Dominique is a very strong female character. That being said, you've shown some chinks in her armor that make her more relatable. The fact that she seems so cool and calm at the thought of William cheating on her shows how used to the situation she is. I actually pity her for that. It seemed pretty impossible that someone as beautiful as she is could get cheated on. What hope does that give the rest of us who don't have an ounce of Veela blood in her veins? ;)

I suppose the Veela blood had something to do with the manner in which she planned to exact her revenge on William. That last line sure was a chiller. You built up the suspense and ended on that high note. It really kept me engrossed for the entire length of the story.

As I mentioned earlier, I enjoyed seeing the chinks in Dominique's armor. It goes to remind the readers that she still is human. She still is young and having been cheated on several times cannot have been easy on her. She has every right to be furious and I'm amazed at how well she manages to contain that fury.

Amelia is a great supporting character. There is nothing I like more than reading stories with girl power. What I do find a bit hard to believe that Dominique had never felt fear before. I was also a bit curious to know why she suddenly felt fear when Amelia had this scary expression. Surely Dom must be used to women scorned.

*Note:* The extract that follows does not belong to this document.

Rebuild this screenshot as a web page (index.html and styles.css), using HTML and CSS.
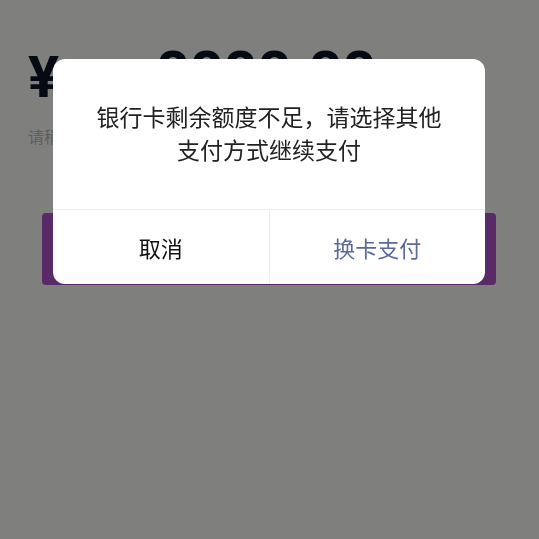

Anyway, it was a wonderfully written story with just the right amount of mystery and description to get me hooked. Your writing style is wonderful and the story was a pleasure to read :)

Author's Response: Hey there, I actually read this a while ago so sorry for the fact that it took me this long to get to it.

I was trying to decide what she would to William to get back at him but I thought death was a bit of a drastic measure but at the same time I wanted to make her sinister. The obvious answer was just leaving it up for everyone else to decide with their imagination.

I was hoping that the chinks would show a little bit and make her more human without becoming the main focus of the story. That being said, just because Dominique was extremely attractive doesn't mean that she was a nice person (as you could see from the story). It takes a lot more than looks to keep someone interested in you.

I am so very proud of that last line in the story, it was my favourite part of the entire thing and I'm glad that it gave you shivers!

I think that if Dom didn't have control over her anger then she would've made some very big mistakes in all of her plans. I wasn't sure about Amelia, I wanted to bring her in but I felt like maybe it was too sudden and I wasn't completely certain.

I took into consideration what you said about the bit with Dom and fear and decided that you were right. That part did seem a little silly so thank you for pointing it out to me! I went and took it out when I read this review the first time.

Thanks for taking the time to give me feedback, it was really appreciated!